Well, we managed to get out of the house at precisely 10:22.

The whole way there I wondered what had taken me so long. I hadn't even washed their FACES in my mad dash to get out of the house. I tell people that I'm used to this two-kid gig and packing up my children and their respective stuff is just second nature now, but I can't say I'm any good at it. OBVIOUSLY. By the time I've gathered two sets of clothing, diapers, toys and lunches, made my own self presentable, found my keys, convinced the boy to go down two flights of stairs on his own while I carry the baby, get their shoes on and buckle them into their car seats I'M TOO TIRED TO GO ANYWHERE.

Not going anywhere isn't an option, since there's always the risk you might be whined to death if you stay home. So most days I power through the Gathering and the Packing and it always -- ALWAYS -- takes me longer than I think it will.

Once we got to the beach Molly was cold and Jack was overwhelmed.
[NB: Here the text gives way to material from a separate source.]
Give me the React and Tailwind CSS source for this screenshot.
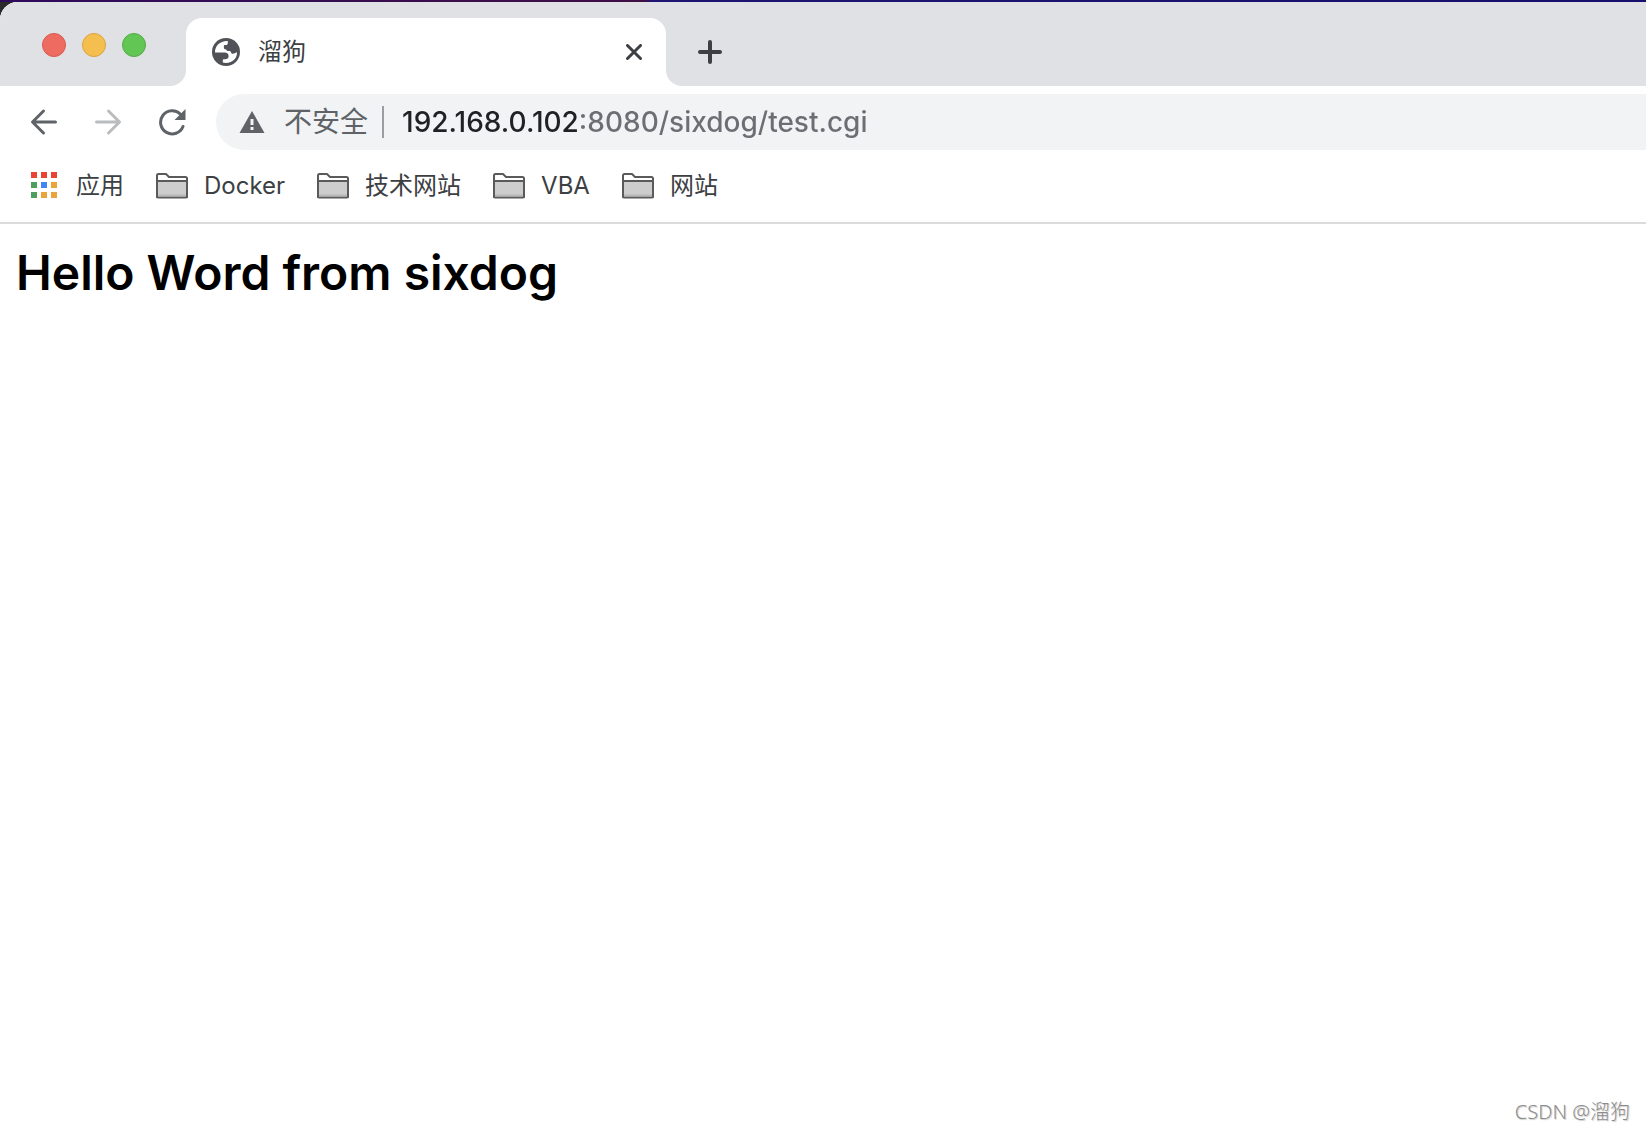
const bookmarks = ["Docker", "技术网站", "VBA", "网站"];

const appDots = [
  "#ea4335", "#ea4335", "#ea4335",
  "#4d9e5f", "#4285f4", "#e8a53a",
  "#4d9e5f", "#e8a53a", "#e8a53a",
];

const GlobeIcon = () => (
  <svg className="size-7 shrink-0" viewBox="0 0 28 28" aria-hidden="true">
    <circle cx="14" cy="14" r="14" fill="#505257" />
    <path
      fill="#fff"
      d="M3 14.500C2.800 8 8 2.800 15.800 3.100V5c0 1.400-.8 2.100-2 2.100h-.6c-.8 0-1.300.5-1.300 1.300v1.300c0 .9.600 1.500 1.500 1.500.5 0 .8.300 1 .9.200.5.600.8 1.200.8h2.200c.6 0 .9.400 1 1 .3 1.200.9 1.800 2 1.800 1.500 0 2.500-.7 4.200-1.400C25.200 21 19.500 26.200 10.800 24.600V22c0-.5.300-.8.8-.8h1.600c2 0 3.400-1 3.400-2.900 0-2.600-1.400-3.800-4-3.800z"
    />
  </svg>
);

const BackIcon = () => (
  <svg className="size-7" viewBox="0 0 28 28" fill="none" stroke="currentColor" strokeWidth="3" strokeLinecap="round" strokeLinejoin="round" aria-hidden="true">
    <path d="M25.500 14H3M13.500 3 2.500 14l11 11" />
  </svg>
);

const ForwardIcon = () => (
  <svg className="size-7" viewBox="0 0 28 28" fill="none" stroke="currentColor" strokeWidth="3" strokeLinecap="round" strokeLinejoin="round" aria-hidden="true">
    <path d="M2.500 14H25M14.500 3l11 11-11 11" />
  </svg>
);

const ReloadIcon = () => (
  <svg className="size-7" viewBox="0 0 28 28" aria-hidden="true">
    <path d="M25 18.500A11.600 11.600 0 1 1 22.500 6.200" fill="none" stroke="currentColor" strokeWidth="3" strokeLinecap="round" />
    <path d="M27.500 1v11h-11z" fill="currentColor" />
  </svg>
);

const WarningIcon = () => (
  <svg className="h-6 w-7" viewBox="0 0 28 24" aria-hidden="true">
    <path d="M14 1 26.500 23h-25z" fill="currentColor" />
    <path d="M12.500 9h3v6h-3zM12.500 17h3v3h-3z" fill="#f1f3f4" />
  </svg>
);

const FolderIcon = () => (
  <svg className="h-7 w-8" viewBox="0 0 32 28" strokeLinejoin="round" aria-hidden="true">
    <path d="M1 25V3.500a1.500 1.500 0 0 1 1.500-1.500H10l3 3h16.500A1.500 1.500 0 0 1 31 6.500V25z" fill="#fff" stroke="#5a5a5a" strokeWidth="2" />
    <path d="M1 9h30v15.500a1 1 0 0 1-1 1H2a1 1 0 0 1-1-1z" fill="#cdcdcd" stroke="#5a5a5a" strokeWidth="2" />
    <path d="M2 23.500h28" stroke="#b8b8b8" strokeWidth="2" />
  </svg>
);

const AppsIcon = () => (
  <svg className="size-7" viewBox="0 0 28 28" aria-hidden="true">
    {appDots.map((fill, i) => (
      <rect key={i} x={1 + (i % 3) * 10} y={Math.floor(i / 3) * 10} width="6" height="6" fill={fill} />
    ))}
  </svg>
);

const TabStrip = () => (
  <header className="flex h-21 bg-white">
    <div className="flex w-[186px] shrink-0 items-center gap-4 rounded-br-2xl bg-[#dfe1e5] pt-0.5 pl-[42px]">
      <button type="button" aria-label="关闭" className="size-6 rounded-full border border-[#d9584d] bg-[#ed6b60]" />
      <button type="button" aria-label="最小化" className="size-6 rounded-full border border-[#dca13c] bg-[#f5bf4f]" />
      <button type="button" aria-label="全屏" className="size-6 rounded-full border border-[#52ab43] bg-[#62c655]" />
    </div>
    <div className="flex w-[480px] shrink-0 bg-[#dfe1e5] pt-4">
      <div className="flex flex-1 items-center gap-[18px] rounded-t-2xl bg-white pr-5 pl-[26px]">
        <GlobeIcon />
        <span className="flex-1 text-2xl">溜狗</span>
        <button type="button" aria-label="关闭标签页" className="p-1">
          <svg className="size-4" viewBox="0 0 16 16" stroke="currentColor" strokeWidth="3" strokeLinecap="round" aria-hidden="true">
            <path d="M1.500 1.500l13 13M14.500 1.500l-13 13" />
          </svg>
        </button>
      </div>
    </div>
    <div className="flex flex-1 items-center rounded-bl-2xl bg-[#dfe1e5] pt-4 pl-8">
      <button type="button" aria-label="新标签页">
        <svg className="size-6" viewBox="0 0 24 24" stroke="currentColor" strokeWidth="4" strokeLinecap="round" aria-hidden="true">
          <path d="M12 2v20M2 12h20" />
        </svg>
      </button>
    </div>
  </header>
);

const Toolbar = () => (
  <div className="flex items-center bg-white pt-2 pl-[30px] text-[#5f6368]">
    <nav className="flex shrink-0 gap-9">
      <button type="button" aria-label="后退"><BackIcon /></button>
      <button type="button" aria-label="前进" className="text-[#babcbe]"><ForwardIcon /></button>
      <button type="button" aria-label="重新加载"><ReloadIcon /></button>
    </nav>
    <div className="ml-[30px] flex h-14 flex-1 items-center rounded-l-full bg-[#f1f3f4] pl-[22px] text-[28px]">
      <button type="button" className="flex shrink-0 items-center gap-[18px]">
        <WarningIcon />
        <span>不安全</span>
      </button>
      <span className="ml-3.5 h-8 w-0.5 shrink-0 bg-[#9a9da1]" />
      {/* host part is darker than the port and path */}
      <input
        type="text"
        aria-label="地址和搜索栏"
        defaultValue="192.168.0.102:8080/sixdog/test.cgi"
        className="ml-[18px] min-w-0 flex-1 bg-[linear-gradient(to_right,#202124_177px,#6b6e72_177px)] bg-clip-text font-medium text-transparent caret-black outline-none"
      />
    </div>
  </div>
);

const BookmarksBar = () => (
  <nav className="flex items-center gap-8 border-b-2 border-[#dadbdc] bg-white px-[30px] py-[18px] text-2xl leading-9">
    <a href="#apps" className="flex items-center gap-[18px]">
      <AppsIcon />
      应用
    </a>
    {bookmarks.map((name) => (
      <a key={name} href={`#${name}`} className="flex items-center gap-4">
        <FolderIcon />
        {name}
      </a>
    ))}
  </nav>
);

export default function App() {
  return (
    <div className="flex min-h-screen flex-col bg-[#2b2b2b] font-[Inter,'Noto_Sans_CJK_SC',sans-serif] text-[#3c4043]">
      <div className="h-0.5 bg-[linear-gradient(to_right,#2f0a5c,#3f0f45_648px,#1d1570_648px,#17106b)]" />
      <div className="flex flex-1 flex-col overflow-hidden rounded-tl-[18px] bg-white">
        <TabStrip />
        <Toolbar />
        <BookmarksBar />
        <main className="flex flex-1 flex-col justify-between px-4 pt-[21px]">
          <h2 className="text-5xl leading-14 font-semibold text-black">Hello Word from sixdog</h2>
          <p className="self-end pb-1 font-['Noto_Sans','Noto_Sans_CJK_SC',sans-serif] text-xl font-light text-[#8c8c8c] [text-shadow:1px_1px_1px_#ccc]">
            CSDN @溜狗
          </p>
        </main>
      </div>
    </div>
  );
}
And once I got us all situated, Molly didn't like the feel of sand on her feet and Jack was stealing a 10-month-old's sand toys. We'd been there all of five minutes when both kids started to wail and my friend burst out laughing. I had no idea what they were sobbing about so I just sat there, lamenting my efforts, wondering when getting out of the house is ever worth it.

After an hour or so of Beachy Fun it took me another half hour to pack everything up to go home -- dumping sand out of everything I brought, wiping off feet, finding the sand toys, making two trips to the car while friends watched my kids because you can't drive a stroller across a beach! Who knew? I changed diapers in the back of the van because I knew they'd fall asleep in the car on the way home and wake up as soon as I tried to put them down for actual naps. Which they did. And that is when the beach outing finally killed me.

But not before I looked at my pictures and had a few reluctant second thoughts on the unworthiness of gathering and packing and beaching.